Lieutenant General Rhett Anthony Hernandez (born March 9, 1953) is a retired officer in the United States Army and the former commander of the United States Army Cyber Command, the Army's service component to United States Cyber Command. Hernandez assumed the position upon its activation on October 10, 2010, with its headquarters at Fort Belvoir, Virginia.

Military career
Hernandez was commissioned into the United States Army in 1976 as a Field Artillery officer upon graduation from the United States Military Academy. During his career, he held posts with numerous field artillery units as well as a number of staff officer positions. Hernandez was the Assistant G-3/5/7, Headquarters, Department of the Army; the Chief, United States Military Training Mission in Saudi Arabia; and the Commander, United States Army Human Resources Command. Hernandez also attended the University of Virginia, where he received a master's degree in Systems Engineering and he attended the National War College where he received a master's degree in National Security and Strategic Studies.

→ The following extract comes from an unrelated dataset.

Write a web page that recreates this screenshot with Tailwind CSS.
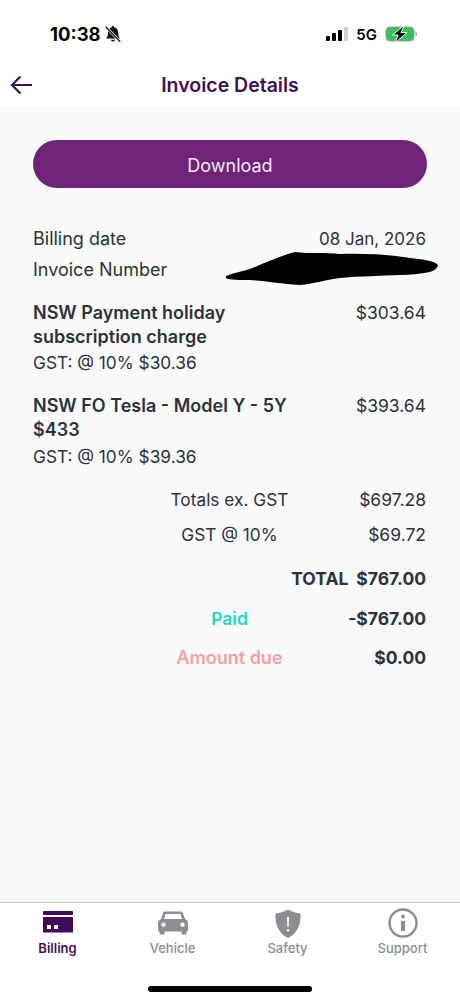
<!DOCTYPE html>
<html lang="en">
  <head>
    <meta charset="UTF-8" />
    <meta name="viewport" content="width=device-width, initial-scale=1" />
    <title>Invoice Details</title>
    <script src="https://cdn.jsdelivr.net/npm/@tailwindcss/browser@4"></script>
  </head>
  <body class="bg-white">
    <div class="flex h-[1000px] w-[460px] flex-col overflow-hidden font-['Inter',sans-serif] text-[#2c3238]">
      <!-- status bar -->
      <div class="flex h-[68px] shrink-0 items-center justify-between bg-white pr-[42px] pl-[50px] text-black">
        <div class="flex items-center gap-[3px]">
          <span class="text-[18.500px] leading-none font-bold">10:38</span>
          <svg width="18" height="18" viewBox="0 0 16 16" fill="#111">
            <path d="M8 1a1.200 1.200 0 0 1 1.200 1.100C11.400 2.700 12.500 4.500 12.600 7l.2 2.500 1.400 2.500H2l1.300-2.500.2-2.500C3.600 4.500 4.700 2.700 6.800 2.100A1.200 1.200 0 0 1 8 1zM6.300 13h3.400a1.700 1.700 0 0 1-3.400 0z" />
            <path d="M1.500 1.500l13 13.500" stroke="#fff" stroke-width="2.400" />
            <path d="M1.500 1.500l13 13.500" stroke="#111" stroke-width="1.200" />
          </svg>
        </div>
        <div class="flex items-center gap-[8px]">
          <div class="flex items-end gap-[2px]">
            <span class="h-[5px] w-[4px] rounded-[1px] bg-black"></span>
            <span class="h-[8px] w-[4px] rounded-[1px] bg-black"></span>
            <span class="h-[11px] w-[4px] rounded-[1px] bg-black"></span>
            <span class="h-[14px] w-[4px] rounded-[1px] bg-[#cfcfcf]"></span>
          </div>
          <span class="text-[15px] leading-none font-semibold">5G</span>
          <svg width="33" height="16" viewBox="0 0 33 16">
            <rect x="1" y="1" width="28" height="14" rx="4" fill="#34c25c" stroke="#9a9a9a" stroke-width="1" />
            <path d="M30.500 6v4c1-.3 1.500-1 1.500-2s-.5-1.700-1.500-2z" fill="#9a9a9a" />
            <path d="M19.500 -1L7.500 9h5.500l-3 8L22 6.500h-6z" fill="#111" stroke="#fff" stroke-width="1" />
          </svg>
        </div>
      </div>

      <!-- title bar -->
      <div class="relative flex h-[38px] shrink-0 items-center justify-center bg-white">
        <svg class="absolute top-[7px] left-[10px]" width="23" height="20" viewBox="0 0 23 20" fill="none" stroke="#3f1152" stroke-width="2.200">
          <path d="M22 10H2M10.500 1.500L2 10l8.500 8.500" />
        </svg>
        <h1 class="relative -top-[1px] text-[19.500px] font-semibold text-[#3f1152]">Invoice Details</h1>
      </div>

      <!-- body -->
      <main class="relative flex-1 bg-[#f9f9fa] pt-[34px] pr-[34px] pl-[33px] text-[17.500px]">
        <button class="flex h-[48px] w-[394px] items-center justify-center rounded-[24px] bg-[#6f2477] pt-[2px] text-[18px] text-[#f3e8f4]">Download</button>

        <div class="mt-[38px] flex justify-between leading-[26px]">
          <span class="text-[18px]">Billing date</span>
          <span class="text-[17px]">08 Jan, 2026</span>
        </div>
        <div class="relative mt-[5px] leading-[26px]">
          <span class="text-[18px]">Invoice Number</span>
          <!-- redaction scribble -->
          <svg class="absolute -top-[10px] left-[192px]" width="214" height="40" viewBox="0 0 214 40" fill="#000">
            <path d="M1 29C10 25 22 24 30 20 44 14 58 8 70 5 84 7 100 5 115 7 140 6 168 8 185 11 196 12 210 14 213 18 212 22 208 24 205 25 195 27 185 28 175 28 155 29 135 29 115 31 100 33 88 37 75 38 55 37 40 34 25 33 15 33 5 33 1 31z" />
          </svg>
        </div>

        <div class="mt-[18px] flex justify-between">
          <div>
            <p class="w-[260px] text-[18px] leading-[24px] font-semibold">NSW Payment holiday<br />subscription charge</p>
            <p class="mt-[1px] text-[17.300px] leading-[26px]">GST: @ 10% $30.36</p>
          </div>
          <span class="leading-[24px]">$303.64</span>
        </div>
        <div class="mt-[18px] flex justify-between">
          <div>
            <p class="w-[280px] text-[18px] leading-[24px] font-semibold">NSW FO Tesla - Model Y - 5Y<br />$433</p>
            <p class="mt-[2px] text-[17.300px] leading-[26px]">GST: @ 10% $39.36</p>
          </div>
          <span class="leading-[24px]">$393.64</span>
        </div>

        <div class="mt-[17px] grid grid-cols-[1fr_auto_1fr] leading-[26px]">
          <span class="col-start-2 text-center text-[17.300px]">Totals ex. GST</span>
          <span class="text-right">$697.28</span>
          <span class="col-start-2 mt-[9px] text-center text-[17.300px]">GST @ 10%</span>
          <span class="mt-[9px] text-right">$69.72</span>
        </div>

        <div class="mt-[18px] flex justify-end gap-[8px] text-[17.500px] leading-[26px] font-bold">
          <span>TOTAL</span>
          <span>$767.00</span>
        </div>
        <div class="mt-[14px] grid grid-cols-[1fr_auto_1fr] text-[17.500px] leading-[26px] font-bold">
          <span class="col-start-2 text-center font-semibold text-[#21d9c7]">Paid</span>
          <span class="text-right">-$767.00</span>
        </div>
        <div class="mt-[13px] grid grid-cols-[1fr_auto_1fr] text-[17.500px] leading-[26px] font-bold">
          <span class="col-start-2 text-center text-[18px] font-semibold text-[#f5a0a0]">Amount due</span>
          <span class="text-right">$0.00</span>
        </div>
      </main>

      <!-- tab bar -->
      <nav class="relative h-[98px] shrink-0 border-t border-[#c6c6c8] bg-white">
        <div class="grid grid-cols-4 pt-[5px] text-[13px] font-medium text-[#8e8e92]">
          <a href="#" class="flex flex-col items-center font-semibold text-[#3f1152]">
            <svg width="32" height="30" viewBox="0 0 32 30" fill="#3f0a57">
              <rect x="1" y="3" width="30" height="4" rx="1" />
              <path d="M1 9h30v15.500H1z" />
              <rect x="5" y="17" width="4" height="4" fill="#fff" />
              <rect x="12" y="17" width="4" height="4" fill="#fff" />
            </svg>
            <span class="mt-[1px]">Billing</span>
          </a>
          <a href="#" class="flex flex-col items-center">
            <svg width="32" height="30" viewBox="0 0 32 30" fill="#8e8e92">
              <path fill-rule="evenodd" d="M8 3.500h16c1 0 1.700.5 2 1.500l2 6c1.500.7 3 2 3 4v7c0 1-.5 1.500-1.500 1.500v1.500c0 1-.5 1.500-1.500 1.500h-2c-1 0-1.500-.5-1.500-1.500V23.500H7.500V25c0 1-.5 1.500-1.500 1.500H4c-1 0-1.500-.5-1.500-1.500v-1.500C1.500 23.500 1 23 1 22v-7c0-2 1.500-3.300 3-4l2-6c.3-1 1-1.500 2-1.500zM8.500 6L7 11h18l-1.500-5zM6.500 14.500a2.200 2.200 0 1 0 .01 0zM25.500 14.500a2.200 2.200 0 1 0 .01 0z" />
            </svg>
            <span class="mt-[1px]">Vehicle</span>
          </a>
          <a href="#" class="flex flex-col items-center">
            <svg width="32" height="30" viewBox="0 0 32 30" fill="#8e8e92">
              <path fill-rule="evenodd" d="M16 1.500C20 4 24 5 28.500 5.500 29 16 26 25 16 30 6 25 3 16 3.500 5.500 8 5 12 4 16 1.500zM15 9l.4 10h1.200L17 9zM16 21a1.300 1.300 0 1 0 .01 0z" />
            </svg>
            <span class="mt-[1px]">Safety</span>
          </a>
          <a href="#" class="flex flex-col items-center">
            <svg width="32" height="30" viewBox="0 0 32 30" fill="none" stroke="#8e8e92">
              <circle cx="16" cy="15" r="13.500" stroke-width="2.400" />
              <circle cx="16" cy="8.500" r="2" fill="#8e8e92" stroke="none" />
              <path d="M16 13v10" stroke-width="4" />
            </svg>
            <span class="mt-[1px]">Support</span>
          </a>
        </div>
        <div class="absolute bottom-[8px] left-[148px] h-[6px] w-[164px] rounded-full bg-black"></div>
      </nav>
    </div>
  </body>
</html>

Hernandez commanded the United States Army Cyber Command from its creation on October 1, 2010, until he handed command over to Lieutenant General Edward C. Cardon on September 3, 2013. He received a promotion to lieutenant general on March 25, 2011. As head of Army Cyber Command, Hernandez was responsible for planning, coordinating, and integrating the network operations and defense of all United States Army networks. Hernandez was also tasked with conducting cyberspace operations in support of army operations through his command of approximately 21,000 soldiers and civilians. Hernandez oversaw a command that brought an unprecedented unity of effort and synchronization of all Army forces operating within the cyber domain. Under Hernandez, the command concentrated its efforts on operationalizing cyberspace and improving Army capabilities in the cyberspace domain. As a first step, the command established the Army Cyber Operations and Integration Center collocating intelligence, operations, and signal staffs, together with a critical targeting function, and bringing a new synergy to Army cyberspace operations. To improve the Army's cyber capabilities the command fielded a World Class Cyber Opposing Force at the National Training Center; developed new doctrinal concepts for Land-Cyber operations; and identified the Army's capability requirements needed to fully operationalize the cyberspace domain and grow the Army's cyber force. He currently serves on the Board of Advisors of the Military Cyber Professionals Association (MCPA).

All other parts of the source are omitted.